Long time Tulsa resident Steve Kirkpatrick hopes it gets his point across.

"I think, I agree that it's the opportunity of a lifetime and they're people that are really stepping to the plate and we need to step with them," he said.

Kirkpatrick is joining the mayor's call to say Yes to our river.

"The citizens of Tulsa County have one choice, and the choice is to look to the future, to look to what is right to have the courage to say Yes on October 9th," Tulsa Mayor Kathy Taylor said.

That's when Tulsa County voters will head to the polls to vote on a 4/10ths of a cent sales tax to develop the river. The money would pay for more low water dams, pedestrian bridges, and open the door for commercial development along the river.

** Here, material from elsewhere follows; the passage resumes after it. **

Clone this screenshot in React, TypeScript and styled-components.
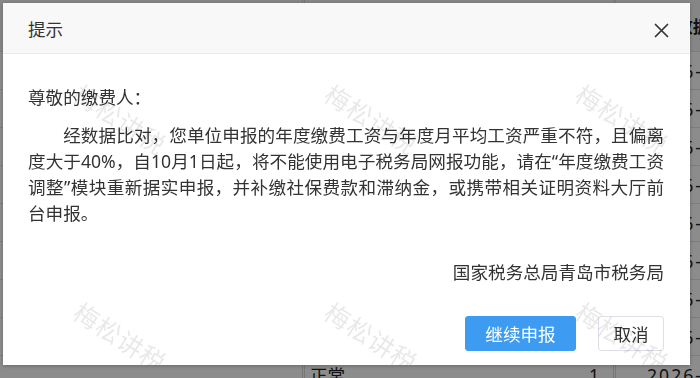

Private companies have already pledged $117 million to the project.

"There is nothing in this river tax that Owasso or Collinsville or Sperry, we would not directly benefit from that money leaving our community," said State Senator Randy Brogdon.

State Senator Randy Brogdon has come out against the river tax, and he believes public sentiment is on his side.

"There has already been polling done that shows a very large percentage of the people in Tulsa County do not support this tax," Brogdon said. "So, I think that it will be defeated, and our effort will be a grassroots effort."

Steve Kirkpatrick, the man offering the $5 bounty for the No River Tax signs, says he's not asking people to break the law. He says you shouldn't take the signs from private property, just those in the right of ways.

The Anti-River Tax campaign will hold several press conferences Thursday, and they've already scheduled a rally for this weekend.